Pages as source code
- - -
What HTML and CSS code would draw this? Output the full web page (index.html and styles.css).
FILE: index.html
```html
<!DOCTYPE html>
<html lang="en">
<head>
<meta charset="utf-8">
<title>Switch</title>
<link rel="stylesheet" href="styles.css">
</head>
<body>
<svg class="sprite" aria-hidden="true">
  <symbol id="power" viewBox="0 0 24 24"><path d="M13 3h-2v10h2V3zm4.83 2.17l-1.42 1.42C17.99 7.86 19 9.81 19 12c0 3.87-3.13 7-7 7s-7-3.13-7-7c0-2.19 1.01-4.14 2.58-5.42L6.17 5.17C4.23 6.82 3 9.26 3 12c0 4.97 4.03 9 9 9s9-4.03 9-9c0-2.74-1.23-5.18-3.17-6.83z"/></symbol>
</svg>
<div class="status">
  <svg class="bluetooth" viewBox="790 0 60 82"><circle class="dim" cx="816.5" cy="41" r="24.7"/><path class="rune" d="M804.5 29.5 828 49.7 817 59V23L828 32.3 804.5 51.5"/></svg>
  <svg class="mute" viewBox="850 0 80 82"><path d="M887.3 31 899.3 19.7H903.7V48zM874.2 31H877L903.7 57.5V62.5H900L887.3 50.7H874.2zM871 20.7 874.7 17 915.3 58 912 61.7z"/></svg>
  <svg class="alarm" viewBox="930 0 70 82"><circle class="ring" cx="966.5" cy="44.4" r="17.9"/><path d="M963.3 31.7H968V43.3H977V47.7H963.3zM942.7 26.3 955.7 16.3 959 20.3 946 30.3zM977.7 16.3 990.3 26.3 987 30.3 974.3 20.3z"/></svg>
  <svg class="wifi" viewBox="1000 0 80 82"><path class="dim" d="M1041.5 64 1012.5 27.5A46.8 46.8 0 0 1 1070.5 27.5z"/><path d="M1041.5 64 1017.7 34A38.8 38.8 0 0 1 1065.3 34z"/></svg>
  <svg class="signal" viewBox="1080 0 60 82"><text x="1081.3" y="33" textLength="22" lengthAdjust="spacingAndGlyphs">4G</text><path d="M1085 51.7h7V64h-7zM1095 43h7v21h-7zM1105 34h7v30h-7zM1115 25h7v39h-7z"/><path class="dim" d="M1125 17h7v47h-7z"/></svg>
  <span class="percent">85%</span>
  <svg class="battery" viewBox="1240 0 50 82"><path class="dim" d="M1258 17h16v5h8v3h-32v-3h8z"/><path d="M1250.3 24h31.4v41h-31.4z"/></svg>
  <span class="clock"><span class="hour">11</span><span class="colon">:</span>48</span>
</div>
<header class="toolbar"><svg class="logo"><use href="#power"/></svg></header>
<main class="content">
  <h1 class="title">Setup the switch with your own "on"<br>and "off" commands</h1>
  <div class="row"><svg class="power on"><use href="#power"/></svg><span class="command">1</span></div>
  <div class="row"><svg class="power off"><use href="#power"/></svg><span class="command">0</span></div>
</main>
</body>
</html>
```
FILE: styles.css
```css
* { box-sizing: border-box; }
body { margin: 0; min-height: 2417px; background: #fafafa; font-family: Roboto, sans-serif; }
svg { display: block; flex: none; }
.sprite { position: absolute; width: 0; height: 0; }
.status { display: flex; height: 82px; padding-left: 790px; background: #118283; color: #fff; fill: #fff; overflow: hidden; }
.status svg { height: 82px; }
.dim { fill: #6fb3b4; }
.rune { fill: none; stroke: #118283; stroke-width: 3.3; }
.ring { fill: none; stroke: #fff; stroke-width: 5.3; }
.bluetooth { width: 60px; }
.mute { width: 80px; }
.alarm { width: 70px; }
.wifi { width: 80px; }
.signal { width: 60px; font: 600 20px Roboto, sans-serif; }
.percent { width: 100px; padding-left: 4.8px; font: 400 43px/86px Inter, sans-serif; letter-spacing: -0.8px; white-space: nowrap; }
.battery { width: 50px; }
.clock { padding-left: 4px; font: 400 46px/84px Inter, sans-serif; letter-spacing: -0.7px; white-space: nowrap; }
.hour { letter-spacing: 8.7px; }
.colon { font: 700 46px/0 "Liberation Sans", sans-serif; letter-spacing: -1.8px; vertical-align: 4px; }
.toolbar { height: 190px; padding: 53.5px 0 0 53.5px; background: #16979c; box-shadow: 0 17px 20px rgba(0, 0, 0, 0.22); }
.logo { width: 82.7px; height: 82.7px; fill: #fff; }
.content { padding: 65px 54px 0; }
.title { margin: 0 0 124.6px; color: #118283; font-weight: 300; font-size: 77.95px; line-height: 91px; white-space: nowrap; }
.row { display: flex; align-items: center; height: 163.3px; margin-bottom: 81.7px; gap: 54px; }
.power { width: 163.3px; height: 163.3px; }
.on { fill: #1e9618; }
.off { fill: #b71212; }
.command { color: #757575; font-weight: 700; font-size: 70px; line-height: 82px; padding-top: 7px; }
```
- - -
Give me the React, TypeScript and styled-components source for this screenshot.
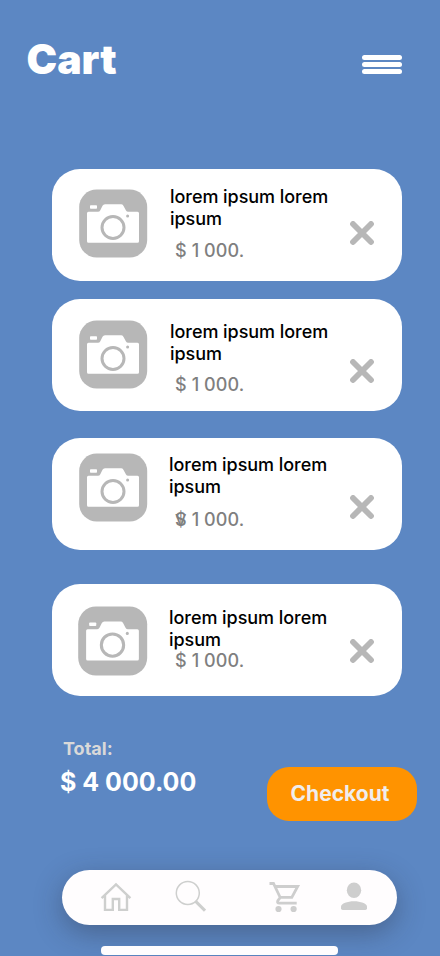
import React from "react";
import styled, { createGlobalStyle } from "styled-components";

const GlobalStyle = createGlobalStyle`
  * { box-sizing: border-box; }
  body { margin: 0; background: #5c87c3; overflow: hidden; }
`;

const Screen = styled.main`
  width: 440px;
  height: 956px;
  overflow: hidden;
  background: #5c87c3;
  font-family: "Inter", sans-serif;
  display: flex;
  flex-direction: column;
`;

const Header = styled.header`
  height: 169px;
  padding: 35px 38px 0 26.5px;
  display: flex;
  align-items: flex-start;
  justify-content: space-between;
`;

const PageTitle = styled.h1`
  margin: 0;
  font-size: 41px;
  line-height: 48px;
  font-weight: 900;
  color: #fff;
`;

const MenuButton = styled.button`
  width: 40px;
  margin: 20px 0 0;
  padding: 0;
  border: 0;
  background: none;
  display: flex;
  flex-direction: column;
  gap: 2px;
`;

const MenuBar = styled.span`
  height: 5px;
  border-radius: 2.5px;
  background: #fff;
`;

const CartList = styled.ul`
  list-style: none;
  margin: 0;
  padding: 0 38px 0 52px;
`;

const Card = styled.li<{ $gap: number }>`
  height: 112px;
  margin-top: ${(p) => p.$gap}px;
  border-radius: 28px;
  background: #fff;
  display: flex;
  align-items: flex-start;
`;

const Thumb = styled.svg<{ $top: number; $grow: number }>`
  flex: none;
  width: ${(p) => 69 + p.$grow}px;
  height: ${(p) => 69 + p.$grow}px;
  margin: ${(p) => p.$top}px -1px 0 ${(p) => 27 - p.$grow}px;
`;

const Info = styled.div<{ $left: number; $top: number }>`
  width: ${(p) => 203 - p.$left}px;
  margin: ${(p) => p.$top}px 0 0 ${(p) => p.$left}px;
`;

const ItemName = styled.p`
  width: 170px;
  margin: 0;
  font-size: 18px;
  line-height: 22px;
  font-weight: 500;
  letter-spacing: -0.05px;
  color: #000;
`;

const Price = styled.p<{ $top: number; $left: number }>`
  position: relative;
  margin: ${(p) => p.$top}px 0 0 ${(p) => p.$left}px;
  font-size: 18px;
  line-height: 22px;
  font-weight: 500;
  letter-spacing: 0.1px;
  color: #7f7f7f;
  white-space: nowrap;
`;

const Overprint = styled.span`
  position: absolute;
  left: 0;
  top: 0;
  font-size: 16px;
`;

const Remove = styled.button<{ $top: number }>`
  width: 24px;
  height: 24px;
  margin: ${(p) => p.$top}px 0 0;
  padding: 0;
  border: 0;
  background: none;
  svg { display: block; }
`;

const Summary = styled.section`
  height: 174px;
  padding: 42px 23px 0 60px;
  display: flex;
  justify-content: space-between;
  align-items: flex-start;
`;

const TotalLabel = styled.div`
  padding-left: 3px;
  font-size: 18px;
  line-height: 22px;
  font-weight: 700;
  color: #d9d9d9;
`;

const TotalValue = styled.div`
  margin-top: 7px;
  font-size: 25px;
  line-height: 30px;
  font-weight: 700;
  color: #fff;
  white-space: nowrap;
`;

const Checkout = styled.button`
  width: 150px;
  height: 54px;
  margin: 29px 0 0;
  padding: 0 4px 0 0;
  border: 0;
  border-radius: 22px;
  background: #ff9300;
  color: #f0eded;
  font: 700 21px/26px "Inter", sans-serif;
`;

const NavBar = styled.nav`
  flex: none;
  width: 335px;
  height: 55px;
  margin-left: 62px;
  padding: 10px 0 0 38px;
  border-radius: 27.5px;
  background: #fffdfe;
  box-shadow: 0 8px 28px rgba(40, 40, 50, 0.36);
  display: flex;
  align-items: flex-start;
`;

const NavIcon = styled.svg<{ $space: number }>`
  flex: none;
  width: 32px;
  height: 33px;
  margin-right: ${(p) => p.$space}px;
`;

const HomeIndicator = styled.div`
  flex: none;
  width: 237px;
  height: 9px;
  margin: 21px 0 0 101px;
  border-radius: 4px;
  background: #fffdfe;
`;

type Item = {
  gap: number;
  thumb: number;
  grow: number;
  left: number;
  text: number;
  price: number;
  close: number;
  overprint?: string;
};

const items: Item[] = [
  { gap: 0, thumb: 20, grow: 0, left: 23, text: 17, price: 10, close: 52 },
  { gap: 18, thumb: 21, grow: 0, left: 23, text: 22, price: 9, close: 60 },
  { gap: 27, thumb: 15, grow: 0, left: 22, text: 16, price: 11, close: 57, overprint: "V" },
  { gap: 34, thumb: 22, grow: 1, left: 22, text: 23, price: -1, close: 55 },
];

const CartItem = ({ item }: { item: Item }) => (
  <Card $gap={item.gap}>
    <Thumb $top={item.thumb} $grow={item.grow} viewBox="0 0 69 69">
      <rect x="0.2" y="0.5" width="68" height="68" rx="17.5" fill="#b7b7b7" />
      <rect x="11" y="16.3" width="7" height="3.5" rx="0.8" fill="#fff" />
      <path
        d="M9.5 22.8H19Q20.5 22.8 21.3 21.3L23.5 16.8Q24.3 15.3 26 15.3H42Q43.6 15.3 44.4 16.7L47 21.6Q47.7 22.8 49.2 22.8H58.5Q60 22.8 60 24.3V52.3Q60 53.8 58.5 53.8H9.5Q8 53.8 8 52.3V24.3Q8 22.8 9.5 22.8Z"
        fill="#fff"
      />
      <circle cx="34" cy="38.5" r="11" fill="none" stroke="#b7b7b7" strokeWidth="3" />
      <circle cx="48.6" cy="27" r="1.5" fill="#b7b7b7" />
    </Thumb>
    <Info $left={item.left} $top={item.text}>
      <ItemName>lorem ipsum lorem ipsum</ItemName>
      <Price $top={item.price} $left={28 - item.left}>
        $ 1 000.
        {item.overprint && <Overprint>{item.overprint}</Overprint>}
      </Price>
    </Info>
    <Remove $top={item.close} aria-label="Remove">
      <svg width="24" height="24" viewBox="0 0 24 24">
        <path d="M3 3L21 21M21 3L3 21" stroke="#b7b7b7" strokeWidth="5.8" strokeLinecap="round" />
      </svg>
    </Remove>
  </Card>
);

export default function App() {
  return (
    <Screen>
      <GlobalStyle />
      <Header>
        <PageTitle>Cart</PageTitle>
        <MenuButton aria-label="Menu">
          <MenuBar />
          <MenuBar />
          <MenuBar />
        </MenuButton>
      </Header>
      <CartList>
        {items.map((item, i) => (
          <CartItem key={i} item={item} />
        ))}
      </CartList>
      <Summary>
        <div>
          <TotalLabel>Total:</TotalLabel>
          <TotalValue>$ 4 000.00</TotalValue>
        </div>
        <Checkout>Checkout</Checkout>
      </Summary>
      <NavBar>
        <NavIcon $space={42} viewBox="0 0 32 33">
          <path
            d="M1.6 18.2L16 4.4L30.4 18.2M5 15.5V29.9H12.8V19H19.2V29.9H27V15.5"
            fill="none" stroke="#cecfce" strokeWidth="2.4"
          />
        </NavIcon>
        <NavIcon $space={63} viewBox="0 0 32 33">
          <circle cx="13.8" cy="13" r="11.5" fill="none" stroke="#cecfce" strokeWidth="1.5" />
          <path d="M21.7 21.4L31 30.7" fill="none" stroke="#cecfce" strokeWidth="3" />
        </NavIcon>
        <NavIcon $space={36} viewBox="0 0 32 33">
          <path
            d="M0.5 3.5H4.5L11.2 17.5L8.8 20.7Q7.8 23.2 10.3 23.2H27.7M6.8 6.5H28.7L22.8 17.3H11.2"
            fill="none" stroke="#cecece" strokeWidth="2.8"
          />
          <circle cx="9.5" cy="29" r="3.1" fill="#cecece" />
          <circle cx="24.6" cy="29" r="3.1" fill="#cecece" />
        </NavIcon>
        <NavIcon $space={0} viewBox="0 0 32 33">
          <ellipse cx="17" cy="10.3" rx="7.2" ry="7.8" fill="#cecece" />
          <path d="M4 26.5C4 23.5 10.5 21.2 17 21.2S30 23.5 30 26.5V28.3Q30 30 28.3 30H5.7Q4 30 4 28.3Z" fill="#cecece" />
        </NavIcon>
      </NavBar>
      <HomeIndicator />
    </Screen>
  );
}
- - -
**Problem to work on:** Copy out every line of the listing that contains the string "React".

**Exercise solution:**
Give me the React, TypeScript and styled-components source for this screenshot.
import React from "react";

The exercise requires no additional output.